Y aller avec les dents
 
Le ciel vrombit. Au milieu des déferlantes, une gouttière fait jaillir une eau fraiche et claire — infinie. Derrière la fenêtre, les deux mains autour d’un café, je me demande si un jour quelqu’un, quelque chose, pourra laver le monde comme la pluie lave en ce moment la ville. Si l'on pourra un jour émerger du quotidien frais et clairs, avec de la terre humide sous les pieds et y planter le changement. 
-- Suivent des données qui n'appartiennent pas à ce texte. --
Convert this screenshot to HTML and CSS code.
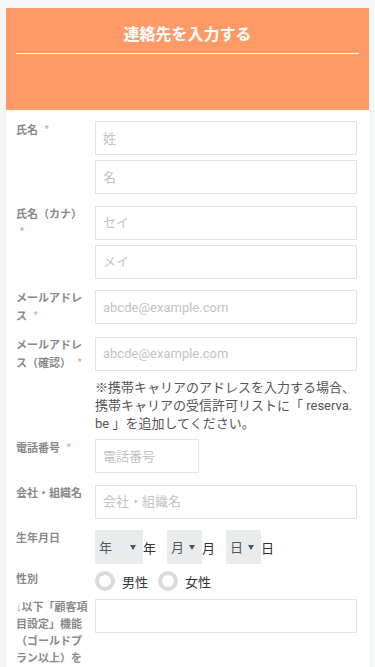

La pluie n’a pas ce pouvoir, mais peut-être bien que toi, moi et la bouffe, si. Cette semaine, je te parle donc de faim de changement et de food activism, des femmes au milieu de tout ça, de la Colombie, de l’Alsace et de la Nouvelle Orléans. Coup de tonnerre, c’est Mordant, 33ème.

 
 
Club from Nowhere

1954. Georgia Gilmore grimpe dans un bus à Montgomery, Alabama, et se dirige vers l’arrière du véhicule. La voix en colère du chauffeur la rattrape. Il tonne. L’esprit embué par le petit matin et la journée de travail qui l’attend, Georgia, 34 ans, a oublié de descendre après avoir pris son ticket, pour remonter par la porte arrière : seuls les blancs ont le privilège de pouvoir emprunter l'entrée avant pour embarquer. Réalisant son erreur, elle dévale les marches et se dirige vers les battants réservés aux personnes noires. Le chauffeur n’attend pas et démarre en trombe. Nous sommes un an avant le boycott des bus de Montgomery et Georgia Gilmore n’est pas Rosa Parks. 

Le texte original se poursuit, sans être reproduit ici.